— begin Records to process —

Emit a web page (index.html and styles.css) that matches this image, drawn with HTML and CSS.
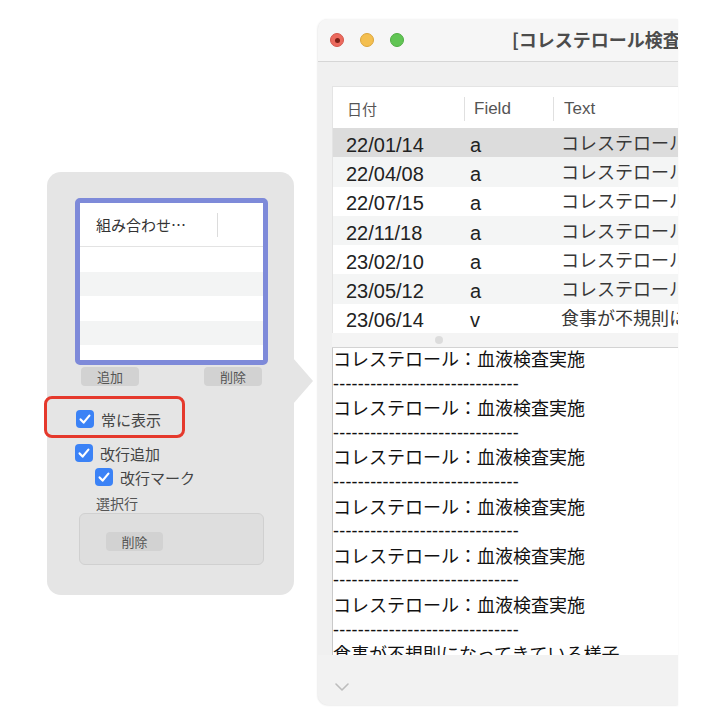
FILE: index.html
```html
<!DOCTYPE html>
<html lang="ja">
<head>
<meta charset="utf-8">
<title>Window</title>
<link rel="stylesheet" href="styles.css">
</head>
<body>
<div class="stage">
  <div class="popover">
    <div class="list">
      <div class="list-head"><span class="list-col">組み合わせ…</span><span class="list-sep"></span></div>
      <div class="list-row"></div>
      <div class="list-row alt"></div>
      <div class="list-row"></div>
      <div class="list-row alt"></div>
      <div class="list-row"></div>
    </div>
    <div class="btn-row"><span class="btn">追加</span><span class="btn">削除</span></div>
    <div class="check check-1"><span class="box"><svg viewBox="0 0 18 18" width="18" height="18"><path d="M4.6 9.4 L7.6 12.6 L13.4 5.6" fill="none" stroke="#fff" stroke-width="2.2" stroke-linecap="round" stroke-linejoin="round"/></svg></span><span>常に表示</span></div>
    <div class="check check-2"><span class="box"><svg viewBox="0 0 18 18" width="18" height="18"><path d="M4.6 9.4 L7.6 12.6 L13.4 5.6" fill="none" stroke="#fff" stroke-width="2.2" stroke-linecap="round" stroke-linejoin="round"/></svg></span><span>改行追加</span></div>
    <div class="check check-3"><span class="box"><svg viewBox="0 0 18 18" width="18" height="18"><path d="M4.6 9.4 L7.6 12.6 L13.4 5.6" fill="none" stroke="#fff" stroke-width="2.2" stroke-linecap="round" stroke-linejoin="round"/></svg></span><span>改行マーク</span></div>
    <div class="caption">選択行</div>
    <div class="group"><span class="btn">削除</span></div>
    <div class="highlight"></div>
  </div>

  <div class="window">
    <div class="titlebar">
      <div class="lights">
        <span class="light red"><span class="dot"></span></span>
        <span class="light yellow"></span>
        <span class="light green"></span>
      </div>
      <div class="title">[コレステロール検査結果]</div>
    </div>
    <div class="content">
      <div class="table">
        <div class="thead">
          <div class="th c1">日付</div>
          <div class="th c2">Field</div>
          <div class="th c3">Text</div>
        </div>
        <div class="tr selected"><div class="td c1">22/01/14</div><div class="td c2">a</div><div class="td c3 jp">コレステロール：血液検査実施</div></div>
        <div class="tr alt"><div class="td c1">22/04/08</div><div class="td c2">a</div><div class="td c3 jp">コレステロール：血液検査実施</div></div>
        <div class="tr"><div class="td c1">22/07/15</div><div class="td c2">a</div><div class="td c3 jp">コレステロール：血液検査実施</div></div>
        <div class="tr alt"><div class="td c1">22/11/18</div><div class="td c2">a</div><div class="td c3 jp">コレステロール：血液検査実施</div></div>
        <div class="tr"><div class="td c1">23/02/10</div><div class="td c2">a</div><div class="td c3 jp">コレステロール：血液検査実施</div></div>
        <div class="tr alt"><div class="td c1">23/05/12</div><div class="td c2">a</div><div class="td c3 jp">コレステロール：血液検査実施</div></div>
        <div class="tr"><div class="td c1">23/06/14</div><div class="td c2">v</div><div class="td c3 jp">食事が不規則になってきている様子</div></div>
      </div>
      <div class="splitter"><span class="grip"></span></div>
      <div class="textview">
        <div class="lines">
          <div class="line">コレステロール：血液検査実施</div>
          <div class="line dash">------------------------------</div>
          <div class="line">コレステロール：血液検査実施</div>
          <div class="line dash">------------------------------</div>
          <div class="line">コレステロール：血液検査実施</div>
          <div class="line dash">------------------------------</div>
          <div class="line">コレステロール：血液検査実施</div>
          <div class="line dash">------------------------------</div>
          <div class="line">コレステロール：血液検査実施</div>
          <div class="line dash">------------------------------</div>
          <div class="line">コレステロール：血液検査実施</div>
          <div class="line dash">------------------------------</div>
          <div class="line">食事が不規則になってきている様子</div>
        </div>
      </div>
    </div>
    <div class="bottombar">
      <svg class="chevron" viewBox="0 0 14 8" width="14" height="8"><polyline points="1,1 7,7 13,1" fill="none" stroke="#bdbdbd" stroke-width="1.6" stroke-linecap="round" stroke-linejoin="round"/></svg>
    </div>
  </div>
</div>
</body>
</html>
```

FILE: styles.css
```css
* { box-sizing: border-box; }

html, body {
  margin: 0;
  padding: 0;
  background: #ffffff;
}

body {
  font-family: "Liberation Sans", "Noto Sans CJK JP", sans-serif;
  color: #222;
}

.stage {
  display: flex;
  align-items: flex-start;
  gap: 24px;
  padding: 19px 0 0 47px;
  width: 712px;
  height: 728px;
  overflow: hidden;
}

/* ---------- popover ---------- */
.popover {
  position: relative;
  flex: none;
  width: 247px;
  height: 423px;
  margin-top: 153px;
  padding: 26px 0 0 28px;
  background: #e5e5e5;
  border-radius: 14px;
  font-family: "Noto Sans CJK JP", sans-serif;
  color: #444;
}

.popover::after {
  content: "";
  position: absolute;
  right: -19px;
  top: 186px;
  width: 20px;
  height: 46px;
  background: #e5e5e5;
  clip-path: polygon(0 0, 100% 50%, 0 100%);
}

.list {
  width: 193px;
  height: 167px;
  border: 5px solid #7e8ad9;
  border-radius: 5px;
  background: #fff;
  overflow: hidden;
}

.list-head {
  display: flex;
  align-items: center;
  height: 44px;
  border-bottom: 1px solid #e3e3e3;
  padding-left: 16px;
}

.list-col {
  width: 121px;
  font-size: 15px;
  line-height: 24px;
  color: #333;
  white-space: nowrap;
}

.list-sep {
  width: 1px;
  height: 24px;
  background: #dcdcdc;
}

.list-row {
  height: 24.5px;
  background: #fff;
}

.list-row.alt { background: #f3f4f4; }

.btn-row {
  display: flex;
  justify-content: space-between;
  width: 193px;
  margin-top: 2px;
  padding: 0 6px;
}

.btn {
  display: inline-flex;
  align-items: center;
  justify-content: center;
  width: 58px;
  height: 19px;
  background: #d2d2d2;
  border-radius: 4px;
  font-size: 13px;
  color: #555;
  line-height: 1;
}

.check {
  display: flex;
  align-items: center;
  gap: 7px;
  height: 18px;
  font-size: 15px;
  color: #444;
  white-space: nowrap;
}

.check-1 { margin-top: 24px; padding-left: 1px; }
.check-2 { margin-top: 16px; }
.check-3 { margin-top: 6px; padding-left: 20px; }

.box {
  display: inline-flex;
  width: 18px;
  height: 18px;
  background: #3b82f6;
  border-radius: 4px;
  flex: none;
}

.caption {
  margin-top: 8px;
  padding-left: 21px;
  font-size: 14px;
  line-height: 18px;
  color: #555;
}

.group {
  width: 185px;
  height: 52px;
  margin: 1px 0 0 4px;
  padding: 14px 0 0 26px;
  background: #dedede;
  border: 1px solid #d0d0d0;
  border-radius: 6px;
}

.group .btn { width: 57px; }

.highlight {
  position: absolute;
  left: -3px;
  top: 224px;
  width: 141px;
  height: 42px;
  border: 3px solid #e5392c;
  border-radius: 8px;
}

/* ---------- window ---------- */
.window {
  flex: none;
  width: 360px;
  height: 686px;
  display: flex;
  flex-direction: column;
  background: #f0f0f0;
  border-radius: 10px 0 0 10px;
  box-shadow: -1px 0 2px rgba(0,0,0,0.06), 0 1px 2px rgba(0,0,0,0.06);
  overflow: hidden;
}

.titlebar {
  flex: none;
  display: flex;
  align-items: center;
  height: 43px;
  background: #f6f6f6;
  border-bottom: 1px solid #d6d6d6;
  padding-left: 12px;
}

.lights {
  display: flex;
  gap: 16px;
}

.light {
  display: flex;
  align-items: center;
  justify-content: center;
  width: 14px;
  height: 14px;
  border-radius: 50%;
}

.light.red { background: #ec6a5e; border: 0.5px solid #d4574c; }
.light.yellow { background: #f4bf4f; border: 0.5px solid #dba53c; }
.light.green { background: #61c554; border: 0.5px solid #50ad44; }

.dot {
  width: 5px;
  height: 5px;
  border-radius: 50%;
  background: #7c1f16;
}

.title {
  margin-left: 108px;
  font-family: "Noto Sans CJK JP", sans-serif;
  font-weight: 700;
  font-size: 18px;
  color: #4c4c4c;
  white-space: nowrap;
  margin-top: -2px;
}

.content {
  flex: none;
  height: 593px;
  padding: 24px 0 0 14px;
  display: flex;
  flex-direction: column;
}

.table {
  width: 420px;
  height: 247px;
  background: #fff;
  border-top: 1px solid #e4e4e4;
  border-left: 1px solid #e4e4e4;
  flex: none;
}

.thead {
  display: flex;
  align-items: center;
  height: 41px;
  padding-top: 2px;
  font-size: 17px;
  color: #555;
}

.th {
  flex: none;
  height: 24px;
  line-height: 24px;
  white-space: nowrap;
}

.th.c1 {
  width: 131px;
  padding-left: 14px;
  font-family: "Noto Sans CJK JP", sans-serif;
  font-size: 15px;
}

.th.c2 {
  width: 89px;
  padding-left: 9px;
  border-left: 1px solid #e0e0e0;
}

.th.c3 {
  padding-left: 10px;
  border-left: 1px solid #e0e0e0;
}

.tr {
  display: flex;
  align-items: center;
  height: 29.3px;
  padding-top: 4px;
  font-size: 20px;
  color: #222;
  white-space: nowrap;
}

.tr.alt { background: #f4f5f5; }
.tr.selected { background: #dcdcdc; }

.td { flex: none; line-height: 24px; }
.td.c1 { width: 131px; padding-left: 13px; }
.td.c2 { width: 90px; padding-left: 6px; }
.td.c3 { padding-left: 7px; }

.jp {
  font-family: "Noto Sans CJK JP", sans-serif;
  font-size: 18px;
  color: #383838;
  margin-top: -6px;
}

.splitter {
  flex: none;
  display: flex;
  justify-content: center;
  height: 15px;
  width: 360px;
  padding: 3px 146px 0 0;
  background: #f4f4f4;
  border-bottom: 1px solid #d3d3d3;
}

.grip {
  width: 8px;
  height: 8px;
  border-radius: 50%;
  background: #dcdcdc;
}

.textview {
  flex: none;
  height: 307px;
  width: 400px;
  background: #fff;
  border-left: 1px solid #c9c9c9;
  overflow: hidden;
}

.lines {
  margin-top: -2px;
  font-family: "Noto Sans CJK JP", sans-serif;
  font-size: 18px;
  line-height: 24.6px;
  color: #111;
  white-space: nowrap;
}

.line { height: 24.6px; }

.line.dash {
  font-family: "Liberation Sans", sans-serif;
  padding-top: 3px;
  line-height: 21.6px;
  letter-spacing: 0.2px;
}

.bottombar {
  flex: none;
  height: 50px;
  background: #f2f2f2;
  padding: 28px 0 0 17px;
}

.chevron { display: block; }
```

— end Records to process —
— begin Records to process —

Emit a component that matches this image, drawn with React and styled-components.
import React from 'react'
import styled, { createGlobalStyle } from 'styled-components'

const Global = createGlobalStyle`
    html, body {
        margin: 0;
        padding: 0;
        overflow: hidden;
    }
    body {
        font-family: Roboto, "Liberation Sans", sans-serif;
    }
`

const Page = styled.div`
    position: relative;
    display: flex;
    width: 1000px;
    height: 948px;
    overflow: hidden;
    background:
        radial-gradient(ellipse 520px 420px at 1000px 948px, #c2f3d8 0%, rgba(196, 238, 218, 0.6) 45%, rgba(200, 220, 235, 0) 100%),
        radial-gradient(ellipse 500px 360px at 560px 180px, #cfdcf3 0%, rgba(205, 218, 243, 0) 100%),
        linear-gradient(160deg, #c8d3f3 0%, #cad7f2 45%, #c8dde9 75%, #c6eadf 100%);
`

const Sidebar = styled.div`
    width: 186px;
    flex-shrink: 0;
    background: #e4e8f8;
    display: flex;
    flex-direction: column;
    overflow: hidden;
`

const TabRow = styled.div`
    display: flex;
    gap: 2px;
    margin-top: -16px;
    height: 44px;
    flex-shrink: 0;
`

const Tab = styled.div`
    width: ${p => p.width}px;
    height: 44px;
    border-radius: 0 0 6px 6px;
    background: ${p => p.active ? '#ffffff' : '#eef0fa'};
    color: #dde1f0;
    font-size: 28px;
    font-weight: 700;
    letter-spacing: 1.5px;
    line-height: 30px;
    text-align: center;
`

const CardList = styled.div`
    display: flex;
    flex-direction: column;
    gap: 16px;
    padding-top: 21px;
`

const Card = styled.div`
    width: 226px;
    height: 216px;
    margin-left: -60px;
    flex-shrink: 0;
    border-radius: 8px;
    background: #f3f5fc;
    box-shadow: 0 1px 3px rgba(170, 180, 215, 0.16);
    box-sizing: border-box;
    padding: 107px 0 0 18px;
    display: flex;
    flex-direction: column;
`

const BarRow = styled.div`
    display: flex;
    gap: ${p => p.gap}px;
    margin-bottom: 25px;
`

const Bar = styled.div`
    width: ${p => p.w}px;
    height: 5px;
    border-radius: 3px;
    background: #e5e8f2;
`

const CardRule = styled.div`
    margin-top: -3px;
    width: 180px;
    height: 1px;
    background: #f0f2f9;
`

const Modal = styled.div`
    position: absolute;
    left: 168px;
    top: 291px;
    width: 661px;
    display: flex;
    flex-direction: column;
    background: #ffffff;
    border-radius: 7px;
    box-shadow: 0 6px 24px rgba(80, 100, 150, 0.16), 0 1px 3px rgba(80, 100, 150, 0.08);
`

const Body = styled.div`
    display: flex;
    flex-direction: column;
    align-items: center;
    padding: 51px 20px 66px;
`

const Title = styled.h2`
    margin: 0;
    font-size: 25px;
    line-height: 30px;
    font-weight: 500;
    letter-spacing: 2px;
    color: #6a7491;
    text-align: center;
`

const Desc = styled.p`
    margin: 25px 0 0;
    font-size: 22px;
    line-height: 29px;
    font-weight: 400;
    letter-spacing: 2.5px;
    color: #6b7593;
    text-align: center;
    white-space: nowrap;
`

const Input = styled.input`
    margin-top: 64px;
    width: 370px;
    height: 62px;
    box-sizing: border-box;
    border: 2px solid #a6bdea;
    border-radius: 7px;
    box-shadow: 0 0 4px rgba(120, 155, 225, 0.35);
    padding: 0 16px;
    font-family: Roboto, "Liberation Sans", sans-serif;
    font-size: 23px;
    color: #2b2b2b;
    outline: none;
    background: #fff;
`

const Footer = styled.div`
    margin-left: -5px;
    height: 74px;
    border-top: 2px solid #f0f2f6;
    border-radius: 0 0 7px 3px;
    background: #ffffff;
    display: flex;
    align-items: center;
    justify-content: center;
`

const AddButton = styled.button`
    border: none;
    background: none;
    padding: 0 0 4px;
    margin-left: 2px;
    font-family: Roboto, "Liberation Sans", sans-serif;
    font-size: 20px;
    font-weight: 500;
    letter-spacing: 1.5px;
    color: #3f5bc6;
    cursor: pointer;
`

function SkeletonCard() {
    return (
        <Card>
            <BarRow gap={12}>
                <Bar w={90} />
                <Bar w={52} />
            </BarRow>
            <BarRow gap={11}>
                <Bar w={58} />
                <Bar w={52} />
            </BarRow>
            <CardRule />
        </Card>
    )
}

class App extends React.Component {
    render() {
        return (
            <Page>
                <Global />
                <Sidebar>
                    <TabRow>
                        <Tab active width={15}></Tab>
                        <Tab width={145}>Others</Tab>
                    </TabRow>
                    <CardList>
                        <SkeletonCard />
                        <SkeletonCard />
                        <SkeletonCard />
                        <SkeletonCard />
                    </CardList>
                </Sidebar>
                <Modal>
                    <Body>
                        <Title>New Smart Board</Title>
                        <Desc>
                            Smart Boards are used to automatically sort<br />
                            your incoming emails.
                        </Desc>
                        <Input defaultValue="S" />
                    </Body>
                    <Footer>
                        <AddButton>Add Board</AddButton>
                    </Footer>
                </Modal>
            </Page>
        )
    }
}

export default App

— end Records to process —

• Your instructions
Of the lines in this listing, how many contain "styles"? Reply with the number and nothing more.

• Completed exercise
3